In order to enable an easy-to-handle workflow, the course of events within the experiment as well as the used modalities may be completely managed through an external task set. Within a task set, the workflow setting of the sequences can be defined individually for every task and every subject, allowing a high flexibility and generalization of the course setup.

5 Conclusion

The presented experimental paradigm enables a controlled investigation of the general laws and principles associated with multimodal interaction and the cognitive load of users, while the results are kept generalizable to a vast number of different implementations of multimodal interaction. Based on the paradigm, we presented three implemented setups covering a broad range of research topics. This includes an investigation of the role of users’ previous multimodal interaction experience (their so-called interaction history). The resulting insights into the individuality of multimodal temporal relations will help to improve the fusion of inputs in future systems [11]. The second implementation shows that the influence of contextual parameters like pressure of success and time can be examined by slightly varying the provided feedback. Using fine grained variations of the task’s difficulty, one gains control over the amount of cognitive demand imposed on the users, reaching from underchallenged to well overstrained.
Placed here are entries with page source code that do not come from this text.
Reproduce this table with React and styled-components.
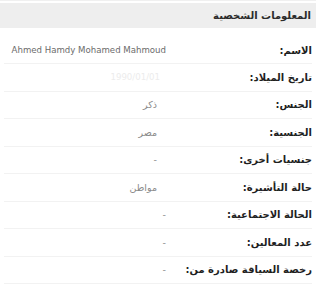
import React from 'react';
import styled, { createGlobalStyle } from 'styled-components';

const rows = [
  { label: 'الاسم:', value: 'Ahmed Hamdy Mohamed Mahmoud', inset: 146, tone: '#6b6b6b' },
  { label: 'تاريخ الميلاد:', value: '1990/01/01', inset: 152, tone: '#ececec' },
  { label: 'الجنس:', value: 'ذكر', inset: 155 },
  { label: 'الجنسية:', value: 'مصر', inset: 155 },
  { label: 'جنسيات أخرى:', value: '-', inset: 155 },
  { label: 'حالة التأشيرة:', value: 'مواطن', inset: 155 },
  { label: 'الحالة الاجتماعية:', value: '-', inset: 146 },
  { label: 'عدد المعالين:', value: '-', inset: 146 },
  { label: 'رخصة السياقة صادرة من:', value: '-', inset: 146 },
];

const Global = createGlobalStyle`
  body {
    margin: 0;
    background: #fff;
    font-family: Tahoma, "DejaVu Sans", sans-serif;
  }
`;

const Panel = styled.div`
  direction: rtl;
  width: 316px;
  border-top: 1px solid #f0f0f0;
  padding-top: 2px;
`;

const Header = styled.div`
  background: #eeeeee;
  height: 25px;
  line-height: 25px;
  padding-right: 5px;
  font-size: 10px;
  font-weight: bold;
  color: #2b2b2b;
  margin-bottom: 9px;
`;

const List = styled.div`
  display: flex;
  flex-direction: column;
  padding: 0 4px;
`;

const Row = styled.div`
  display: flex;
  align-items: center;
  height: ${p => (p.$first ? 26 : 26.5)}px;
  border-bottom: 1px solid #f2f2f2;
`;

const Label = styled.div`
  flex: 0 0 ${p => p.$inset}px;
  box-sizing: border-box;
  font-size: 10px;
  font-weight: bold;
  color: #1f1f1f;
  white-space: nowrap;
`;

const Value = styled.div`
  flex: 1;
  white-space: nowrap;
  font-size: ${p => (p.$latin ? 8.6 : 9.5)}px;
  color: ${p => p.$tone};
`;

export default function App() {
  return (
    <>
      <Global />
      <Panel>
        <Header>المعلومات الشخصية</Header>
        <List>
          {rows.map((r, i) => (
            <Row key={i} $first={i === 0}>
              <Label $inset={r.inset}>{r.label}</Label>
              <Value $tone={r.tone || '#8a8a8a'} $latin={/[A-Za-z0-9]/.test(r.value)}>
                {r.value}
              </Value>
            </Row>
          ))}
        </List>
      </Panel>
    </>
  );
}
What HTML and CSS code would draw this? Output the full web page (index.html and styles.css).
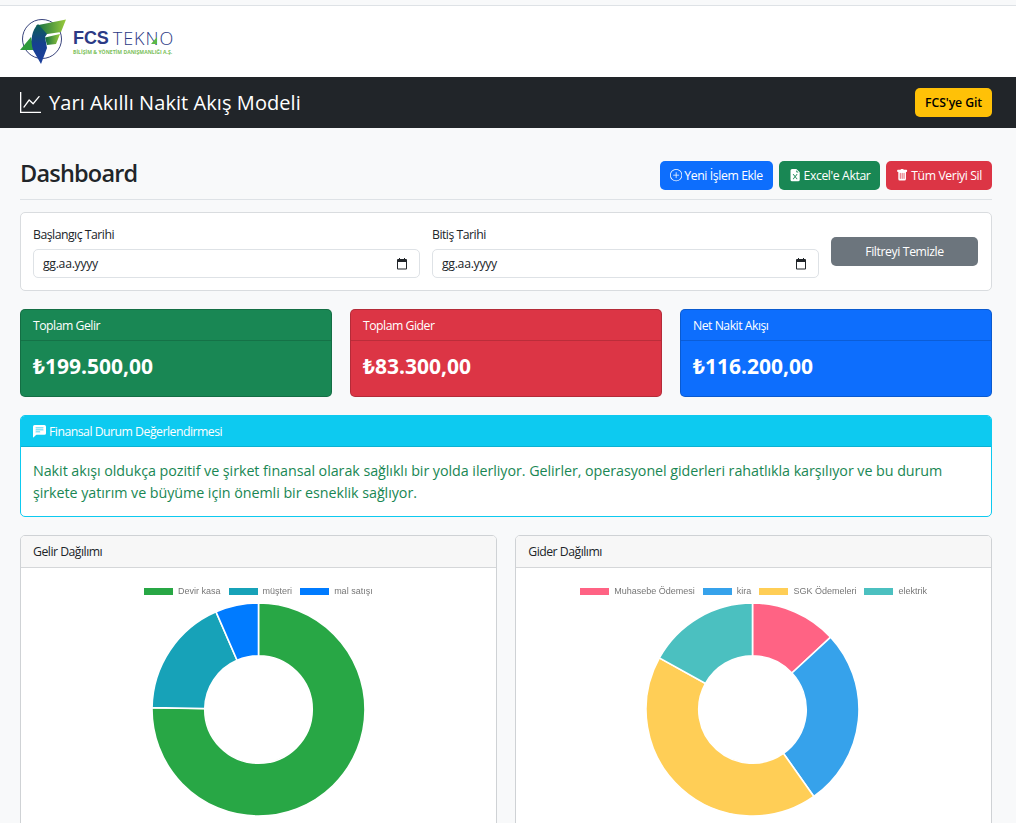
FILE: index.html
```html
<!DOCTYPE html>
<html lang="tr">
<head>
<meta charset="utf-8">
<title>Yarı Akıllı Nakit Akış Modeli</title>
<link rel="stylesheet" href="styles.css">
</head>
<body>
<header class="logo-bar">
  <div class="logo">
    <svg class="logo-mark" viewBox="16 14 52 54" aria-hidden="true">
      <defs>
        <linearGradient id="lg1" x1="0" y1="0" x2="1" y2="0"><stop offset="0" stop-color="#0f6b3f"/><stop offset="1" stop-color="#9acb3c"/></linearGradient>
        <linearGradient id="lg2" x1="0" y1="0" x2="0" y2="1"><stop offset="0" stop-color="#0d5f55"/><stop offset=".5" stop-color="#15408f"/><stop offset="1" stop-color="#1d3f9c"/></linearGradient>
      </defs>
      <circle cx="42" cy="39" r="19.500" fill="none" stroke="#39447c" stroke-width="1"/>
      <path d="M20 50 L31 37 L34 50 Z" fill="#2f9a3c"/>
      <path d="M36 25.500 L66 19.500 L61 32 L44 34.500 Z" fill="url(#lg1)"/>
      <path d="M45 37.500 L60 34 L56 44 L47 45 Z" fill="url(#lg1)"/>
      <path d="M38 24 C32 30 30 40 33 50 L41 64 L47 48 L45 37 L47 34 Z" fill="url(#lg2)"/>
    </svg>
    <div class="logo-text">
      <div class="logo-name"><b>FCS</b><span>TEKNO</span><svg class="logo-tick" viewBox="0 0 6 7" aria-hidden="true"><path d="M0 7 L6 0 V7 Z"/></svg></div>
      <div class="logo-sub">BİLİŞİM &amp; YÖNETİM DANIŞMANLIĞI A.Ş.</div>
    </div>
  </div>
</header>

<nav class="navbar">
  <div class="brand">
    <svg class="brand-icon" viewBox="0 0 16 16" aria-hidden="true"><path fill-rule="evenodd" d="M0 0h1v15h15v1H0V0Zm14.817 3.113a.5.5 0 0 1 .07.704l-4.5 5.5a.5.5 0 0 1-.74.037L7.06 6.767l-3.656 5.027a.5.5 0 0 1-.808-.588l4-5.5a.5.5 0 0 1 .758-.06l2.609 2.61 4.15-5.073a.5.5 0 0 1 .704-.07Z"/></svg>
    <span>Yarı Akıllı Nakit Akış Modeli</span>
  </div>
  <a class="btn btn-warning">FCS'ye Git</a>
</nav>

<main class="main">
  <div class="page-head">
    <h1>Dashboard</h1>
    <div class="actions">
      <a class="btn btn-primary"><svg viewBox="0 0 16 16" aria-hidden="true"><path d="M8 15A7 7 0 1 1 8 1a7 7 0 0 1 0 14zm0 1A8 8 0 1 0 8 0a8 8 0 0 0 0 16z"/><path d="M8 4a.5.5 0 0 1 .5.5v3h3a.5.5 0 0 1 0 1h-3v3a.5.5 0 0 1-1 0v-3h-3a.5.5 0 0 1 0-1h3v-3A.5.5 0 0 1 8 4z"/></svg>Yeni İşlem Ekle</a>
      <a class="btn btn-success"><svg viewBox="0 0 16 16" aria-hidden="true"><path d="M9.293 0H4a2 2 0 0 0-2 2v12a2 2 0 0 0 2 2h8a2 2 0 0 0 2-2V4.707A1 1 0 0 0 13.707 4L10 .293A1 1 0 0 0 9.293 0zM9.5 3.5v-2l3 3h-2a1 1 0 0 1-1-1zM5.884 6.68 8 9.219l2.116-2.54a.5.5 0 1 1 .768.641L8.651 10l2.233 2.68a.5.5 0 0 1-.768.64L8 10.781l-2.116 2.54a.5.5 0 0 1-.768-.641L7.349 10 5.116 7.32a.5.5 0 1 1 .768-.64z"/></svg>Excel'e Aktar</a>
      <a class="btn btn-danger"><svg viewBox="0 0 16 16" aria-hidden="true"><path d="M2.5 1a1 1 0 0 0-1 1v1a1 1 0 0 0 1 1H3v9a2 2 0 0 0 2 2h6a2 2 0 0 0 2-2V4h.5a1 1 0 0 0 1-1V2a1 1 0 0 0-1-1H10a1 1 0 0 0-1-1H7a1 1 0 0 0-1 1H2.5zm3 4a.5.5 0 0 1 .5.5v7a.5.5 0 0 1-1 0v-7a.5.5 0 0 1 .5-.5zM8 5a.5.5 0 0 1 .5.5v7a.5.5 0 0 1-1 0v-7A.5.5 0 0 1 8 5zm3 .5v7a.5.5 0 0 1-1 0v-7a.5.5 0 0 1 1 0z"/></svg>Tüm Veriyi Sil</a>
    </div>
  </div>

  <section class="card filter">
    <div class="field">
      <label>Başlangıç Tarihi</label>
      <div class="date-input"><span>gg.aa.yyyy</span><svg viewBox="0 0 12 12" aria-hidden="true"><path d="M3 0h1v1h4V0h1v1h1a1 1 0 0 1 1 1v8.500a1 1 0 0 1-1 1H2a1 1 0 0 1-1-1V2a1 1 0 0 1 1-1h1V0Zm-1 4v6.500h8V4H2Z"/></svg></div>
    </div>
    <div class="field">
      <label>Bitiş Tarihi</label>
      <div class="date-input"><span>gg.aa.yyyy</span><svg viewBox="0 0 12 12" aria-hidden="true"><path d="M3 0h1v1h4V0h1v1h1a1 1 0 0 1 1 1v8.500a1 1 0 0 1-1 1H2a1 1 0 0 1-1-1V2a1 1 0 0 1 1-1h1V0Zm-1 4v6.500h8V4H2Z"/></svg></div>
    </div>
    <a class="btn btn-secondary">Filtreyi Temizle</a>
  </section>

  <section class="stats">
    <div class="stat stat-green"><div class="stat-head">Toplam Gelir</div><div class="stat-value">₺199.500,00</div></div>
    <div class="stat stat-red"><div class="stat-head">Toplam Gider</div><div class="stat-value">₺83.300,00</div></div>
    <div class="stat stat-blue"><div class="stat-head">Net Nakit Akışı</div><div class="stat-value">₺116.200,00</div></div>
  </section>

  <section class="info">
    <div class="info-head"><svg viewBox="0 0 16 16" aria-hidden="true"><path d="M0 2a2 2 0 0 1 2-2h12a2 2 0 0 1 2 2v8a2 2 0 0 1-2 2H4.414a1 1 0 0 0-.707.293L.854 15.146A.5.5 0 0 1 0 14.793V2zm3.500 1a.5.5 0 0 0 0 1h9a.5.5 0 0 0 0-1h-9zm0 2.500a.5.5 0 0 0 0 1h9a.5.5 0 0 0 0-1h-9zm0 2.500a.5.5 0 0 0 0 1h5a.5.5 0 0 0 0-1h-5z"/></svg>Finansal Durum Değerlendirmesi</div>
    <p class="info-body">Nakit akışı oldukça pozitif ve şirket finansal olarak sağlıklı bir yolda ilerliyor. Gelirler, operasyonel giderleri rahatlıkla karşılıyor ve bu durum şirkete yatırım ve büyüme için önemli bir esneklik sağlıyor.</p>
  </section>

  <section class="charts">
    <div class="chart-card">
      <div class="chart-head">Gelir Dağılımı</div>
      <div class="chart-body">
        <div class="legend">
          <span class="key"><i class="swatch c-green"></i>Devir kasa</span>
          <span class="key"><i class="swatch c-teal"></i>müşteri</span>
          <span class="key"><i class="swatch c-blue"></i>mal satışı</span>
        </div>
        <svg class="donut" viewBox="-108 -108 216 216" aria-hidden="true">
          <path fill="#28a745" d="M0 -106A106 106 0 1 1 -105.98 -1.85L-53.49 -.93A53.500 53.500 0 1 0 0 -53.500Z"/>
          <path fill="#17a2b8" d="M-105.98 -1.85A106 106 0 0 1 -42.26 -97.21L-21.33 -49.06A53.500 53.500 0 0 0 -53.49 -.93Z"/>
          <path fill="#007bff" d="M-42.26 -97.21A106 106 0 0 1 0 -106L0 -53.500A53.500 53.500 0 0 0 -21.33 -49.06Z"/>
        </svg>
      </div>
    </div>
    <div class="chart-card">
      <div class="chart-head">Gider Dağılımı</div>
      <div class="chart-body">
        <div class="legend">
          <span class="key"><i class="swatch c-pink"></i>Muhasebe Ödemesi</span>
          <span class="key"><i class="swatch c-sky"></i>kira</span>
          <span class="key"><i class="swatch c-yellow"></i>SGK Ödemeleri</span>
          <span class="key"><i class="swatch c-aqua"></i>elektrik</span>
        </div>
        <svg class="donut donut-shift" viewBox="-108 -108 216 216" aria-hidden="true">
          <path fill="#ff6384" d="M0 -106A106 106 0 0 1 77.77 -72.02L39.25 -36.35A53.500 53.500 0 0 0 0 -53.500Z"/>
          <path fill="#36a2eb" d="M77.77 -72.02A106 106 0 0 1 61.1 86.62L30.84 43.72A53.500 53.500 0 0 0 39.25 -36.35Z"/>
          <path fill="#ffce56" d="M61.1 86.62A106 106 0 0 1 -92.71 -51.39L-46.79 -25.94A53.500 53.500 0 0 0 30.84 43.72Z"/>
          <path fill="#4bc0c0" d="M-92.71 -51.39A106 106 0 0 1 0 -106L0 -53.500A53.500 53.500 0 0 0 -46.79 -25.94Z"/>
        </svg>
      </div>
    </div>
  </section>
</main>
</body>
</html>
```
FILE: styles.css
```css
* { box-sizing: border-box; }
html, body { margin: 0; height: 823px; overflow: hidden; }
body {
  background: #f8f9fa;
  color: #212529;
  font-family: "Open Sans", "Noto Sans", "Liberation Sans", sans-serif;
  font-size: 12.25px;
  letter-spacing: -0.5px;
}

.logo-bar {
  height: 72px;
  margin-top: 5px;
  background: #fff;
  border-top: 1px solid #dee2e6;
  padding: 8px 16px 0;
}
.logo { display: flex; align-items: flex-start; gap: 5px; }
.logo-mark { width: 52px; height: 54px; flex: none; }
.logo-text { padding-top: 14px; }
.logo-name {
  position: relative;
  display: flex;
  gap: 4px;
  height: 21px;
  align-items: center;
  font-size: 18px;
  line-height: 21px;
  color: #2c3a85;
  white-space: nowrap;
}
.logo-name b { font-family: "Liberation Sans", sans-serif; font-weight: 700; letter-spacing: -0.1px; }
.logo-name span { font-weight: 300; letter-spacing: 1px; }
.logo-tick { position: absolute; left: 78px; top: 9px; width: 6px; height: 7px; fill: #5cb848; }
.logo-sub { font-size: 5.1px; line-height: 6px; font-weight: 700; letter-spacing: 0; color: #7cbf5a; white-space: nowrap; }

.navbar {
  height: 51px;
  background: #212529;
  padding: 0 24px 0 20px;
  display: flex;
  align-items: center;
  justify-content: space-between;
}
.brand { display: flex; align-items: center; gap: 8px; color: #fff; font-size: 20px; letter-spacing: 0.07px; }
.brand-icon { width: 21px; height: 21px; fill: #fff; }

.btn {
  display: inline-flex;
  align-items: center;
  justify-content: center;
  height: 29px;
  padding: 0 10px;
  border-radius: 5px;
  color: #fff;
  font-size: 12.25px;
  letter-spacing: -0.4px;
  white-space: nowrap;
}
.btn svg { width: 12.25px; height: 12.25px; fill: currentColor; margin-right: 2.5px; }
.btn-warning { background: #ffc107; color: #000; font-weight: 600; letter-spacing: -0.1px; }
.btn-primary { background: #0d6efd; }
.btn-success { background: #198754; }
.btn-danger { background: #dc3545; }
.btn-secondary { background: #6c757d; }

.main { padding: 0 24px 0 20px; }

.page-head {
  height: 72px;
  padding-top: 32px;
  border-bottom: 1px solid #dee2e6;
  display: flex;
  justify-content: space-between;
  align-items: flex-start;
}
.page-head h1 { margin: 0; font-size: 23.5px; line-height: 26px; font-weight: 600; letter-spacing: -0.8px; }
.actions { display: flex; gap: 6px; padding-top: 1px; }

.card {
  background: #fff;
  border: 1px solid #d9dcdf;
  border-radius: 5px;
}
.filter {
  margin-top: 12px;
  height: 79px;
  padding: 12px 13px 12px 12px;
  display: flex;
  align-items: flex-end;
  gap: 12px;
}
.field { flex: 1; min-width: 0; }
.field label { display: block; line-height: 18px; margin-bottom: 5px; }
.date-input {
  height: 29px;
  background: #fff;
  border: 1px solid #dee2e6;
  border-radius: 5px;
  padding: 0 9px;
  display: flex;
  align-items: center;
  justify-content: space-between;
  letter-spacing: -0.3px;
}
.date-input svg { width: 12px; height: 12px; fill: #212529; margin-right: 2px; }
.filter .btn { width: 147px; margin-bottom: 12px; }

.stats { margin-top: 18px; display: grid; grid-template-columns: repeat(3, 1fr); gap: 18px; }
.stat {
  height: 88px;
  border: 1px solid rgba(0,0,0,.18);
  border-radius: 5px;
  color: #fff;
}
.stat-green { background: #198754; }
.stat-red { background: #dc3545; }
.stat-blue { background: #0d6efd; }
.stat-head {
  height: 31px;
  line-height: 32px;
  padding: 0 12px;
  border-bottom: 1px solid rgba(0,0,0,.15);
}
.stat-value { padding: 12px 12px 0; font-size: 21px; line-height: 26px; font-weight: 700; letter-spacing: 0; }

.info {
  margin-top: 18px;
  height: 102px;
  background: #fff;
  border: 1px solid #0dcaf0;
  border-radius: 5px;
  overflow: hidden;
}
.info-head {
  height: 31px;
  background: #0dcaf0;
  border-bottom: 1px solid rgba(0,0,0,.12);
  color: #fff;
  padding: 0 12px;
  display: flex;
  align-items: center;
  gap: 3px;
}
.info-head svg { width: 13px; height: 13px; fill: #fff; }
.info-body {
  margin: 0;
  padding: 13px 12px 0;
  color: #198754;
  font-size: 14.3px;
  line-height: 22px;
  letter-spacing: -0.05px;
}

.charts { margin-top: 18px; display: grid; grid-template-columns: 1fr 1fr; gap: 18.5px; }
.chart-card {
  height: 400px;
  background: #fff;
  border: 1px solid #cfd2d5;
  border-radius: 5px;
  overflow: hidden;
}
.chart-head {
  height: 32px;
  line-height: 32px;
  padding: 0 12px;
  background: #f7f7f7;
  border-bottom: 1px solid #d5d7d9;
}
.chart-body { display: flex; flex-direction: column; align-items: center; padding-top: 17px; }
.legend {
  display: flex;
  gap: 8px;
  height: 12px;
  align-items: center;
  color: #777;
  font-family: "Liberation Sans", sans-serif;
  font-size: 9px;
  letter-spacing: 0;
  filter: blur(0.65px);
}
.key { display: inline-flex; align-items: center; gap: 5px; white-space: nowrap; }
.swatch { display: block; width: 29px; height: 7px; }
.c-green { background: #28a745; }
.c-teal { background: #17a2b8; }
.c-blue { background: #007bff; }
.c-pink { background: #ff6384; }
.c-sky { background: #36a2eb; }
.c-yellow { background: #ffce56; }
.c-aqua { background: #4bc0c0; }
.donut { display: block; width: 217px; height: 217px; margin-top: 4px; filter: blur(0.35px); }
.donut-shift { margin-right: 1.5px; }
.donut path { stroke: #fff; stroke-width: 1.6; }
```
In addition to such flexibility, the presented paradigm has several other advantages over using a specific real-world application for research, such as its easy implementation, the possibility to deploy it on different hardware setups with different modalities, as well as its suitability for lengthy laboratory studies with a lot of repetitions due to its gamified design. Thus, it allows researchers to meet the goal of gaining knowledge of multimodal interaction that is diverse and in-depth, yet still generalizable.